# WHAT IS EXPECTED:
Carry none of the pictures over; write out the complete data exactly.

>>>>

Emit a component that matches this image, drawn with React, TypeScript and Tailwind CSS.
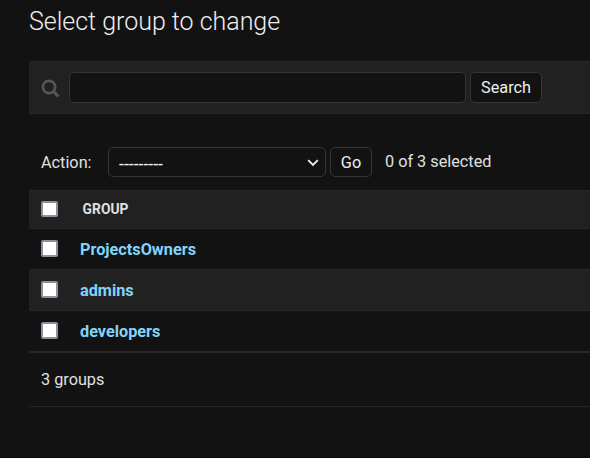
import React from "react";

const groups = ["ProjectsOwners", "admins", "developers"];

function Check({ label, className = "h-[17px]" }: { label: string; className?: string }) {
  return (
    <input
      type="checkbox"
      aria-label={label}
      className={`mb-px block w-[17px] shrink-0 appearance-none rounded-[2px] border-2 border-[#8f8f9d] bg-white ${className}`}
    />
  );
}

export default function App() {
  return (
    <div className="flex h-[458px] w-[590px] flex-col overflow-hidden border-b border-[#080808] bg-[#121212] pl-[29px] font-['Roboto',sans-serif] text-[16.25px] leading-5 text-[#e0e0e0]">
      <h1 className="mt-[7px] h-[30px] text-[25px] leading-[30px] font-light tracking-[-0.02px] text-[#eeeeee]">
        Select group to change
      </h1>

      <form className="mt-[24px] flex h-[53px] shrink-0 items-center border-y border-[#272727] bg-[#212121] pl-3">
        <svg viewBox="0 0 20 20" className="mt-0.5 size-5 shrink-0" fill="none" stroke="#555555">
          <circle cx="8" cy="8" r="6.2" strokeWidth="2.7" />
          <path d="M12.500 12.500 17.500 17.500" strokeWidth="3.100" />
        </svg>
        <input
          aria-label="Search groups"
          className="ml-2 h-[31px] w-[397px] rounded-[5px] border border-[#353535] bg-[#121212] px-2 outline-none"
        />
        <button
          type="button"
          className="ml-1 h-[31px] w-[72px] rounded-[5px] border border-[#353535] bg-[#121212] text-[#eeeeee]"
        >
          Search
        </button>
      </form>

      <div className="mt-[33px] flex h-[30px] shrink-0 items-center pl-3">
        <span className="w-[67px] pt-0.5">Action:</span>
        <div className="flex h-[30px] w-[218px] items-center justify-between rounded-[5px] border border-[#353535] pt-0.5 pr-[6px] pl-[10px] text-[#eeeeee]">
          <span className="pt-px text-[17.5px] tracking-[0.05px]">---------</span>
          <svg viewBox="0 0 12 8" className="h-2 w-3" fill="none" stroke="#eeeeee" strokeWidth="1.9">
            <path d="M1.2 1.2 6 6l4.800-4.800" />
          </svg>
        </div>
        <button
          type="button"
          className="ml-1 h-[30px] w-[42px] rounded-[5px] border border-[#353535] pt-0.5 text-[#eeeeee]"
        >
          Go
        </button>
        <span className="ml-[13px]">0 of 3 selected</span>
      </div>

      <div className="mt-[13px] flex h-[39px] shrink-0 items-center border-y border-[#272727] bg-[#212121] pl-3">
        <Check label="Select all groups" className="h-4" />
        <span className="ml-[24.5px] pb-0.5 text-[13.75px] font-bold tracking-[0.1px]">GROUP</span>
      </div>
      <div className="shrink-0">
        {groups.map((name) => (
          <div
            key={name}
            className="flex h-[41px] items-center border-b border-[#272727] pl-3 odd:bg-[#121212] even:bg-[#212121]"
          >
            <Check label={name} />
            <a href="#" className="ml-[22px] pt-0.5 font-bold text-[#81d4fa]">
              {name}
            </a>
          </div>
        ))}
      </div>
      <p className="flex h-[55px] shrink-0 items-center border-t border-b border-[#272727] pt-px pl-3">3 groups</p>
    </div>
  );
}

<<<<

# ANSWER TO THE EXERCISE:
Emit a component that matches this image, drawn with React, TypeScript and Tailwind CSS.
import React from "react";

const groups = ["ProjectsOwners", "admins", "developers"];

function Check({ label, className = "h-[17px]" }: { label: string; className?: string }) {
  return (
    <input
      type="checkbox"
      aria-label={label}
      className={`mb-px block w-[17px] shrink-0 appearance-none rounded-[2px] border-2 border-[#8f8f9d] bg-white ${className}`}
    />
  );
}

export default function App() {
  return (
    <div className="flex h-[458px] w-[590px] flex-col overflow-hidden border-b border-[#080808] bg-[#121212] pl-[29px] font-['Roboto',sans-serif] text-[16.25px] leading-5 text-[#e0e0e0]">
      <h1 className="mt-[7px] h-[30px] text-[25px] leading-[30px] font-light tracking-[-0.02px] text-[#eeeeee]">
        Select group to change
      </h1>

      <form className="mt-[24px] flex h-[53px] shrink-0 items-center border-y border-[#272727] bg-[#212121] pl-3">
        <svg viewBox="0 0 20 20" className="mt-0.5 size-5 shrink-0" fill="none" stroke="#555555">
          <circle cx="8" cy="8" r="6.2" strokeWidth="2.7" />
          <path d="M12.500 12.500 17.500 17.500" strokeWidth="3.100" />
        </svg>
        <input
          aria-label="Search groups"
          className="ml-2 h-[31px] w-[397px] rounded-[5px] border border-[#353535] bg-[#121212] px-2 outline-none"
        />
        <button
          type="button"
          className="ml-1 h-[31px] w-[72px] rounded-[5px] border border-[#353535] bg-[#121212] text-[#eeeeee]"
        >
          Search
        </button>
      </form>

      <div className="mt-[33px] flex h-[30px] shrink-0 items-center pl-3">
        <span className="w-[67px] pt-0.5">Action:</span>
        <div className="flex h-[30px] w-[218px] items-center justify-between rounded-[5px] border border-[#353535] pt-0.5 pr-[6px] pl-[10px] text-[#eeeeee]">
          <span className="pt-px text-[17.5px] tracking-[0.05px]">---------</span>
          <svg viewBox="0 0 12 8" className="h-2 w-3" fill="none" stroke="#eeeeee" strokeWidth="1.9">
            <path d="M1.2 1.2 6 6l4.800-4.800" />
          </svg>
        </div>
        <button
          type="button"
          className="ml-1 h-[30px] w-[42px] rounded-[5px] border border-[#353535] pt-0.5 text-[#eeeeee]"
        >
          Go
        </button>
        <span className="ml-[13px]">0 of 3 selected</span>
      </div>

      <div className="mt-[13px] flex h-[39px] shrink-0 items-center border-y border-[#272727] bg-[#212121] pl-3">
        <Check label="Select all groups" className="h-4" />
        <span className="ml-[24.5px] pb-0.5 text-[13.75px] font-bold tracking-[0.1px]">GROUP</span>
      </div>
      <div className="shrink-0">
        {groups.map((name) => (
          <div
            key={name}
            className="flex h-[41px] items-center border-b border-[#272727] pl-3 odd:bg-[#121212] even:bg-[#212121]"
          >
            <Check label={name} />
            <a href="#" className="ml-[22px] pt-0.5 font-bold text-[#81d4fa]">
              {name}
            </a>
          </div>
        ))}
      </div>
      <p className="flex h-[55px] shrink-0 items-center border-t border-b border-[#272727] pt-px pl-3">3 groups</p>
    </div>
  );
}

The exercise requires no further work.